State by state, Sen. Barack Obama (D-Ill). is showing signs of breaking open a presidential race that looked deadlocked through much of September. A new wave of polls released Wednesday showed decisive leads for Obama in the critical states of Colorado, Michigan and Pennsylvania. That follows noticeable progress in polls in Virginia, which had looked safe for Sen. John McCain, and Florida, which had looked promising for McCain. This is the first time that one of the candidates has dominated state polls in the most closely contested battlegrounds.

What Suspension?

A reader writes:

Just thought you’d like to know that McCain ads are still running here in South Florida. Saw one this morning during the Today Show.

Hmmm. Another reader:

I know TV ad’s are hard to get down but I was treated to 2 ads this morning (the congressional friends ad and one other) during my morning news.
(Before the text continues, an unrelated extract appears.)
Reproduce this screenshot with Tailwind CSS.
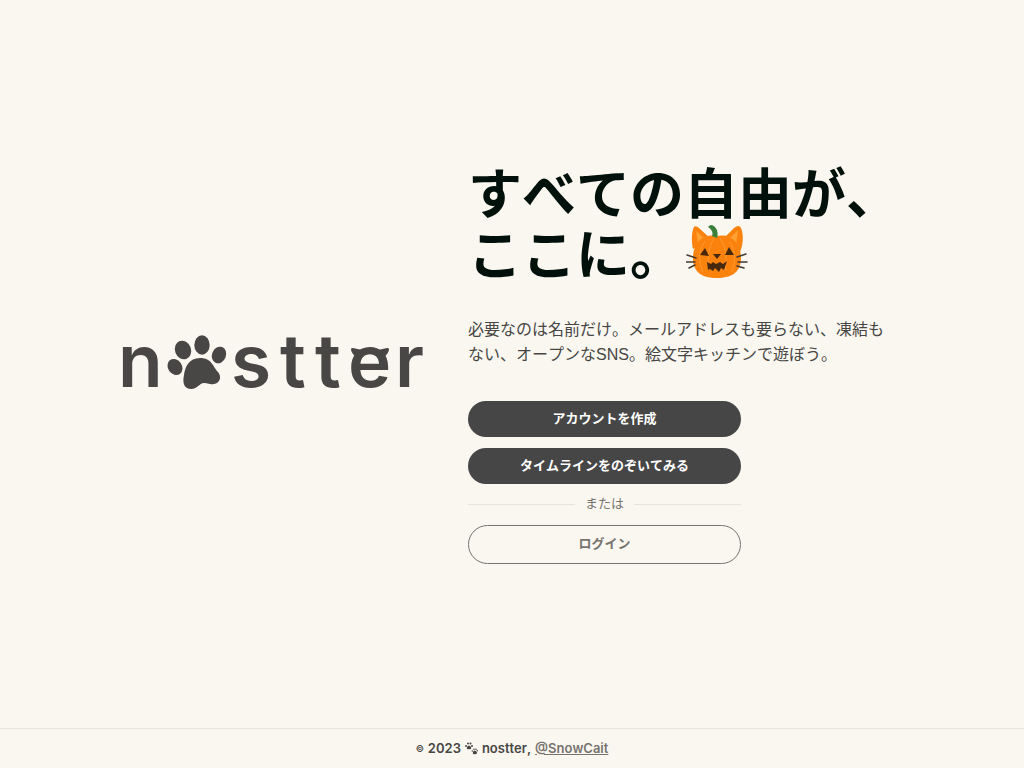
<!DOCTYPE html>
<html lang="ja">
<head>
<meta charset="utf-8">
<meta name="viewport" content="width=device-width, initial-scale=1">
<title>nostter</title>
<script src="https://cdn.jsdelivr.net/npm/@tailwindcss/browser@4"></script>
</head>
<body class="flex min-h-screen flex-col bg-[#faf7f1] font-['Liberation_Sans','Noto_Sans_CJK_JP',sans-serif] text-[#474644] [font-kerning:none]">
<main class="flex flex-1 flex-wrap items-center justify-center gap-[42px] pb-1">
  <svg class="w-[309px]" viewBox="-5 -22 309 100" fill="#484745" role="img" aria-label="nostter">
    <g font-family="Inter, sans-serif" font-size="73" font-weight="600">
      <text y="53" x="-4">n</text>
      <text y="53" x="109">s</text>
      <text y="53" x="158">t</text>
      <text y="53" x="193">t</text>
      <text y="53" x="226">e</text>
      <text y="53" x="273">r</text>
    </g>
    <path d="M229 15q0-1 2-1l9 2-6 7q-5-4-5-8ZM267 15q0-1-2-1l-9 2 6 7q5-4 5-8Z"/>
    <ellipse cx="53" cy="33" rx="7" ry="8.500" transform="rotate(-35 53 33)"/>
    <ellipse cx="61" cy="16" rx="8" ry="9.500" transform="rotate(-20 61 16)"/>
    <ellipse cx="80" cy="11" rx="7.700" ry="9.700"/>
    <ellipse cx="97" cy="21" rx="7" ry="8.500" transform="rotate(22 97 21)"/>
    <path d="M78 24C67 24 63 33 62 41C60 50 63 55 69 55C76 55 77 49 82 49C87 49 88 51 92 50C98 49 100 43 96 38C91 33 90 24 78 24Z"/>
  </svg>
  <section class="w-[439px] max-w-full">
    <h1 class="pt-1 text-[54px] leading-[61px] font-bold whitespace-nowrap text-[#00100b]">すべての自由が、<br>ここに。<svg class="-mt-[22px] -mb-[10px] ml-[2px] inline-block h-[60px] w-[62px] align-middle" viewBox="0 0 62 60" role="img" aria-label="かぼちゃの猫">
        <path d="M7 25C5 16 6 6 8 3Q10 1 13 4L25 15ZM37 15L48 4Q53 0 55 4C58 11 57 22 54 28Z" fill="#fb830d"/>
        <path d="M10 7L12 19 20 16ZM52 6L50 21 42 16Z" fill="#ffa033"/>
        <path d="M31 12C18 9 7 18 7 34C7 49 17 54 31 54C46 54 55 48 55 34C55 18 44 9 31 12Z" fill="#fb830d"/>
        <path d="M19 17Q9 30 17 48M28 14Q20 27 23 46M34 14Q43 28 39 46M44 18Q52 31 46 48" fill="none" stroke="#ff9830" stroke-width="1"/>
        <path d="M22 3Q25-1 29 3Q33 7 31 14L26 12Q28 7 22 3Z" fill="#39813a"/>
        <path d="M19 24L23 32 14 31ZM43 23L48 31 39 31ZM27 30L35 30 31 35ZM21 38L25 40 27 38 30 40 34 38 37 40 41 37 38 46 35 44 33 48 29 44 27 47 24 45 22 46Z" fill="#49290e"/>
        <path d="M1 31L10 34M0 38H9M3 44L9 41M51 33L60 30M52 38L61 38M51 42L58 44" fill="none" stroke="#433a31" stroke-width="1.500" stroke-linecap="round"/>
      </svg></h1>
    <p class="mt-[30px] max-w-[424px] text-[16px] leading-[25px]">必要なのは名前だけ。メールアドレスも要らない、凍結もない、オープンなSNS。絵文字キッチンで遊ぼう。</p>
    <div class="mt-[34px] flex w-[273px] flex-col text-[13px]">
      <button type="button" class="h-9 rounded-full bg-[#464646] font-bold text-white">アカウントを作成</button>
      <button type="button" class="mt-[11px] h-9 rounded-full bg-[#464646] font-bold text-white">タイムラインをのぞいてみる</button>
      <div class="flex h-[41px] items-center gap-[10px] text-[#77736e]">
        <span class="h-px flex-1 bg-[#e7e4de]"></span>または<span class="h-px flex-1 bg-[#e7e4de]"></span>
      </div>
      <button type="button" class="h-[39px] rounded-full border border-[#77736e] font-bold text-[#77736e]">ログイン</button>
    </div>
  </section>
</main>
<footer class="flex h-10 items-center justify-center gap-1 border-t border-[#e7e4de] font-['Inter',sans-serif] text-[13px] font-semibold">
  <span class="text-[9px]">©</span>
  <span>2023</span>
  <svg class="h-[13px] w-[13px]" viewBox="0 0 13 13" fill="#474644" aria-hidden="true">
    <path d="M2 5Q4 2 6 5Q7 8 4 7Q1 8 2 5Z"/><circle cx="1" cy="4" r="1"/><circle cx="3" cy="1.500" r="1"/><circle cx="5.500" cy="1.500" r="1"/><circle cx="7" cy="4" r="1"/>
    <path d="M8 10Q9 7 12 10Q12 13 10 12Q7 13 8 10Z"/><circle cx="7.300" cy="9" r=".8"/><circle cx="9" cy="7.300" r=".8"/><circle cx="11" cy="7.300" r=".8"/><circle cx="12.300" cy="8.800" r=".7"/>
  </svg>
  <span>nostter,</span>
  <a href="#" class="text-[#77736e] underline">@SnowCait</a>
</footer>
</body>
</html>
This was on a local channel here in West Michigan, not national cable.

If you have seen a McCain ad on TV today, let me know.

Drama Queen McCain

Mccainmandelngangetty

A reader homes in on what we are learning about John McCain:

I’m poring back in memory, over all the touchstones of McCain’s recent public life, and it’s all starting to make sense: his "stands" on tobacco litigation, campaign finance, immigration, taxes, even (briefly) torture. All ultimately about a self-dramatist creating a drama at which he is the center.

All failed efforts, but one now sees that success or failure – or principle – was not at all the point, ever. Who cares about those things when you get to be at the center of a great drama?

So now, as with canceling the first night of his own convention (over a storm, incidentally, that inconvenienced no one), he is lurching from one dramatic centerpiece to the next, trying to upset the metrics of this election, trying to recapture that old magic. In a moment when calm is called for, he sets his hair afire.

I know these tendencies a little too well: I’m like McCain in some ways. But that’s why I decided I wasn’t cut out for electoral politics.